El peruano es plenamente consciente que llama la atención. No puede pasar desapercibido en Monterrey. Se ha ido su melena y anda por ahí con el cabello a cero. Pero el color de piel y sus modales son los mismos que se le conocieron en la ciudad, hace cuarenta años. Su andar es único. Es sabido que los buenos jugadores de futbol, con mucha frecuencia, tienen las piernas abiertas, como de compás. Por ahí lo confirma un tipo llamado Manuel Francisco dos Santos, a quien la historia conoce como Garrincha.
Jerónimo tuvo una infancia difícil, en Lima. Según me ha dicho. Aunque su padre, Willy Barbadillo, fue figura en la Selección Olímpica de Perú y, también, en el Sports Boy, club que los debutó a los dos, pasó considerables estrecheces para formarse jugador y convertirse en figura. Hijo de padres divorciados, se crio con su abuela, y desafió a su papá, que no quería que siguiera el mismo camino de las canchas.

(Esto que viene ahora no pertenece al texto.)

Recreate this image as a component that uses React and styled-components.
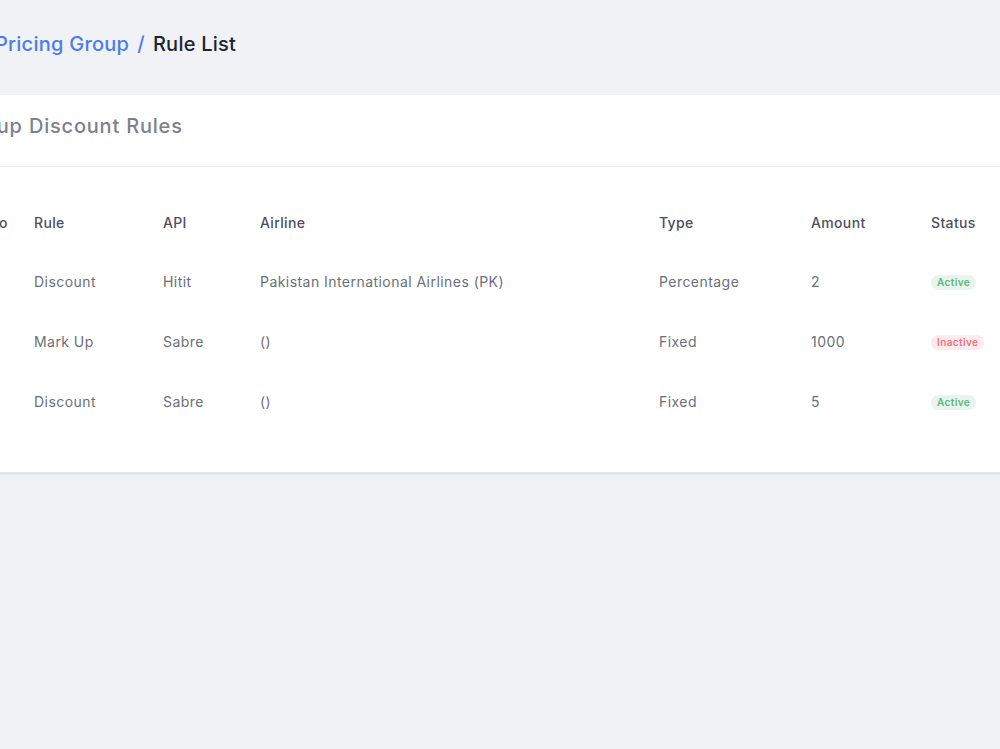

Cuando los representantes de jugadores se le aproximaron para llevarlo al extranjero, tuvo la oportunidad de migrar a Boca Juniors. Tenía muy buenas credenciales para enrolarse con los xeneizes. Pero optó por otros auriazules, los de México, por consejo de quien se convertiría en su entrenador, Claudio Lostanau, a quien Jerónimo siempre tuvo en alta estima.

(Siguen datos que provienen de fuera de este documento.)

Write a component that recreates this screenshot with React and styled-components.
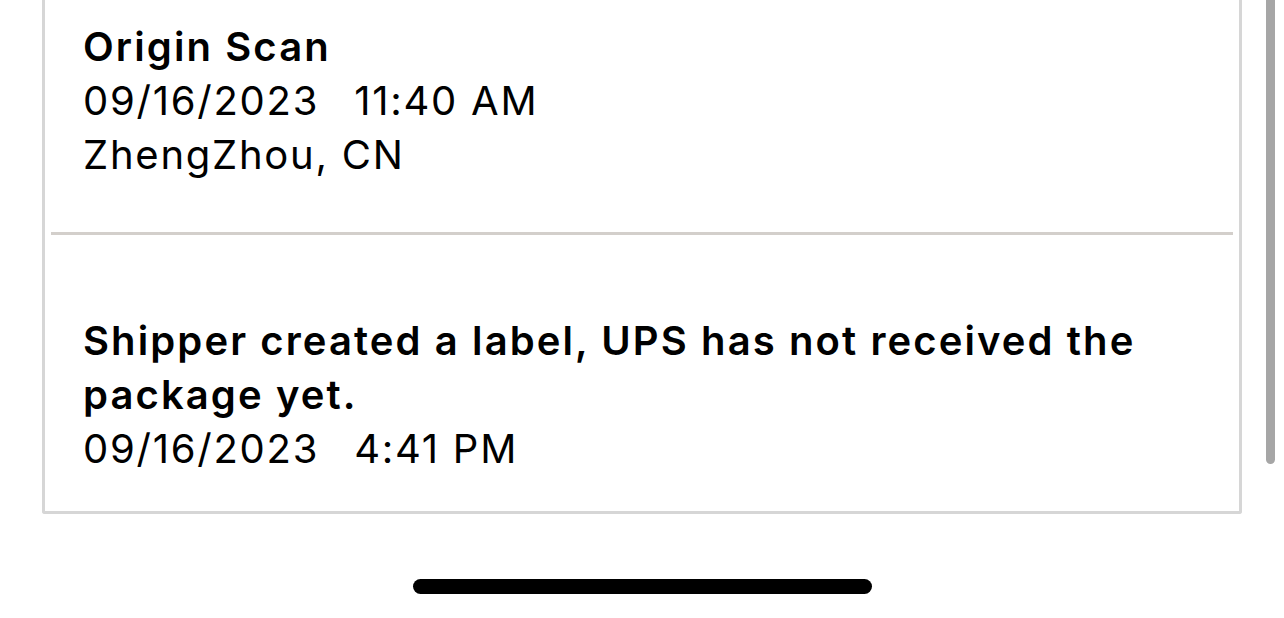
import styled, { createGlobalStyle } from "styled-components";

const GlobalStyle = createGlobalStyle`
  html, body {
    margin: 0;
    padding: 0;
    background: #ffffff;
  }
  body {
    font-family: Inter, "Noto Sans", "Liberation Sans", sans-serif;
    color: #000000;
    -webkit-font-smoothing: antialiased;
  }
`;

const events = [
  {
    status: "Origin Scan",
    date: "09/16/2023",
    time: "11:40 AM",
    place: "ZhengZhou, CN",
  },
  {
    status: "Shipper created a label, UPS has not received the package yet.",
    date: "09/16/2023",
    time: "4:41 PM",
  },
];

export default function App() {
  return (
    <>
      <GlobalStyle />
      <Screen>
        <Card>
          {events.map((ev, i) => (
            <Event key={i}>
              {i > 0 && <Divider />}
              <EventBody $first={i === 0}>
                <Status>{ev.status}</Status>
                <Line>
                  <span>{ev.date}</span>
                  <Time>{ev.time}</Time>
                </Line>
                {ev.place && <Line>{ev.place}</Line>}
              </EventBody>
            </Event>
          ))}
        </Card>
        <HomeIndicator />
        <ScrollThumb />
      </Screen>
    </>
  );
}

const Screen = styled.div`
  position: relative;
  width: 1284px;
  height: 618px;
  overflow: hidden;
  display: flex;
  flex-direction: column;
  align-items: center;
`;

const Card = styled.div`
  width: 1200px;
  box-sizing: border-box;
  border: 3px solid #d6d6d6;
  border-top: none;
  border-radius: 0 0 3px 3px;
  background: #ffffff;
`;

const Event = styled.div`
  display: flex;
  flex-direction: column;
`;

const Divider = styled.div`
  height: 3px;
  margin: 0 6px;
  background: #d3cfcb;
`;

const EventBody = styled.div`
  padding: ${(p) => (p.$first ? "20px 20px 50px 38px" : "79px 20px 35px 38px")};
`;

const Status = styled.div`
  font-size: 40px;
  line-height: 54px;
  font-weight: 600;
  letter-spacing: 2.1px;
`;

const Line = styled.div`
  font-size: 40px;
  line-height: 54px;
  font-weight: 400;
  letter-spacing: 1.75px;
`;

const Time = styled.span`
  margin-left: 35px;
`;

const HomeIndicator = styled.div`
  margin-top: 65px;
  width: 459px;
  height: 15px;
  border-radius: 8px;
  background: #000000;
`;

const ScrollThumb = styled.div`
  position: absolute;
  right: 9px;
  top: -10px;
  width: 9px;
  height: 474px;
  border-radius: 5px;
  background: #a6a6a6;
`;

Hizo fama y algo de fortuna el Patrulla en México, siempre jugando para Tigres. De aquí pasó a la Selección de Perú que participó en España 82. En ese año, antes de la cita ibérica, el equipo felino se había coronado en una final trepidante contra Atlante. Barbadillo, anotó uno de la tanda de penales. Luego del campeonato, Tigres hizo gira por Europa. Cuando pasaron por Italia, Barbadillo se enamoró del país y ahí se quedó a vivir para siempre. No le había ido mal al chico que salió de un barrio de Lima, para hacerse profesional Había llegado siete años antes a México, adquirido por el club de la UANL en 50 mil dólares. Fue vendido en 850 mil, una fortuna para la época. Jugó en el Avelino y en el Udine y a finales de los 80. Desde entonces tiene una empresa de representación de jugadores, que maneja con su hijo y su yerno. Cuando habla, le brotan algunos vocablos del idioma de Dante.
Aunque su mercado, como apoderado de futbolistas, está en Sudamérica, planea introducirse a México.

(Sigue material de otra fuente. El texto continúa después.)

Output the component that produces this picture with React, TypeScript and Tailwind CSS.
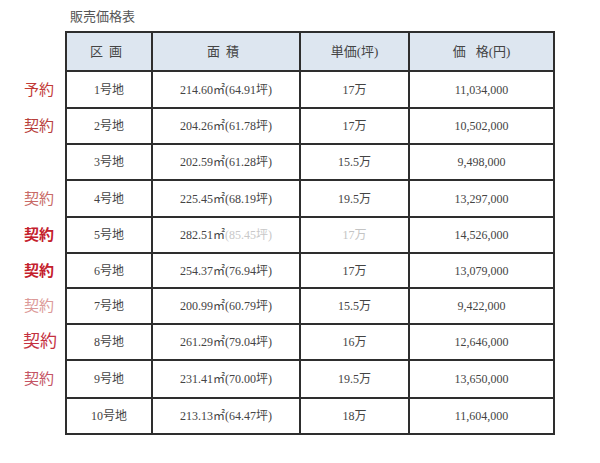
const font = { fontFamily: '"Liberation Serif", "Noto Sans CJK JP", serif' };

type Row = {
  mark?: string;
  markClass?: string;
  lot: string;
  area: string;
  areaFaded?: string;
  unit: string;
  unitFaded?: boolean;
  price: string;
  h: string;
};

const rows: Row[] = [
  { mark: "予約", markClass: "text-[#c23a36] text-[15px]", lot: "1号地", area: "214.60㎡(64.91坪)", unit: "17万", price: "11,034,000", h: "h-[37px]" },
  { mark: "契約", markClass: "text-[#b8403c] text-[15px]", lot: "2号地", area: "204.26㎡(61.78坪)", unit: "17万", price: "10,502,000", h: "h-[36px]" },
  { lot: "3号地", area: "202.59㎡(61.28坪)", unit: "15.5万", price: "9,498,000", h: "h-[36px]" },
  { mark: "契約", markClass: "text-[#c86a66] text-[15px]", lot: "4号地", area: "225.45㎡(68.19坪)", unit: "19.5万", price: "13,297,000", h: "h-[37px]" },
  { mark: "契約", markClass: "text-[#c4202c] text-[15px] font-bold", lot: "5号地", area: "282.51㎡", areaFaded: "(85.45坪)", unit: "17万", unitFaded: true, price: "14,526,000", h: "h-[36px]" },
  { mark: "契約", markClass: "text-[#c4202c] text-[15px] font-bold", lot: "6号地", area: "254.37㎡(76.94坪)", unit: "17万", price: "13,079,000", h: "h-[35px]" },
  { mark: "契約", markClass: "text-[#dc9a98] text-[15px]", lot: "7号地", area: "200.99㎡(60.79坪)", unit: "15.5万", price: "9,422,000", h: "h-[36px]" },
  { mark: "契約", markClass: "text-[#c43040] text-[17px] mr-[-3px]", lot: "8号地", area: "261.29㎡(79.04坪)", unit: "16万", price: "12,646,000", h: "h-[36px]" },
  { mark: "契約", markClass: "text-[#c45464] text-[15px]", lot: "9号地", area: "231.41㎡(70.00坪)", unit: "19.5万", price: "13,650,000", h: "h-[38px]" },
  { lot: "10号地", area: "213.13㎡(64.47坪)", unit: "18万", price: "11,604,000", h: "h-[36px]" },
];

const cell = "border-2 border-[#2e2e2e] text-center align-middle text-[12px] text-[#444]";

export default function App() {
  return (
    <div className="w-[600px] h-[463px] bg-white" style={font}>
      <div className="pl-[70px] pt-[9px] h-[31px] text-[13px] text-[#555] leading-[16px]">販売価格表</div>
      <table className="border-collapse">
        <thead>
          <tr className="h-[39px]">
            <th className="w-[66px] p-0"></th>
            <th className={`${cell} w-[86px] bg-[#dde6f0] font-normal text-[13px] tracking-[6px]`}>区画</th>
            <th className={`${cell} w-[148px] bg-[#dde6f0] font-normal text-[13px] tracking-[6px]`}>面積</th>
            <th className={`${cell} w-[109px] bg-[#dde6f0] font-normal text-[13px]`}>単価(坪)</th>
            <th className={`${cell} w-[145px] bg-[#dde6f0] font-normal text-[13px]`}>
              価<span className="inline-block w-[10px]"></span>格(円)
            </th>
          </tr>
        </thead>
        <tbody>
          {rows.map((r) => (
            <tr key={r.lot} className={r.h}>
              <td className="p-0 pr-[11px] text-right align-middle">
                {r.mark && <span className={r.markClass}>{r.mark}</span>}
              </td>
              <td className={cell}>{r.lot}</td>
              <td className={cell}>
                {r.area}
                {r.areaFaded && <span className="text-[#c8c8c8]">{r.areaFaded}</span>}
              </td>
              <td className={`${cell} ${r.unitFaded ? "text-[#c4c4c4]" : ""}`}>{r.unit}</td>
              <td className={cell}>{r.price}</td>
            </tr>
          ))}
        </tbody>
      </table>
    </div>
  );
}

Jerónimo camina por el lobby con la mirada alerta. Por lo que se ve, siempre está esperando que lo aborden admiradores y aficionados. Y sí, pasan unos segundos y uno de los huéspedes le pide una foto. Acostumbrado, Jerónimo acepta y choca manos y puños. Agradece con voz suave las felicitaciones y halagos. En cinco minutos le han pedido cuatro fotografías.
Finalmente lo abordo. Me presentó y le digo que el Profesor José Luis Esquivel nos ha contactado para una entrevista. Me mira extrañado y aclara que no tenía pactada esa mañana un encuentro con la prensa. De cualquier manera, sin responder, se disculpa y dice que va al estacionamiento a fumar. El contacto llega y saluda al personaje, quien ya recuerda que un día antes, en el homenaje a su compadre Tomás Boy, recientemente fallecido, habían acordado que hablaría ante las cámaras.
Rápidamente, Barbadillo entra en el papel de entrevistado. Viste una camisa deportiva pero, en un parpadeo, saca de quién sabe dónde un moderno saco de cuadros, que se pone para adquirir un aire de formalidad. Tomamos asiento y, acomodado en medio, se muestra cejijunto, como expectante. Me da la impresión de que supone que somos un par de periodistas fans que lo entrevistaremos, por ocasión enésima, de la final contra Atlante. Pero cambia su actitud cuando, mientras Gerardo Ramos acomoda cámaras y luces, le hacemos preguntas relacionadas con nombres que conoce de sus años de gloria, como Cueto, Quiroga, Díaz, Velásquez, Milla, Cubillas, Nkono, Rossi, Oblitas, Boniek.
Entonces inicia la entrevista y Jerónimo fluye, mientras va y viene de los recuerdos de su lustrosa trayectoria.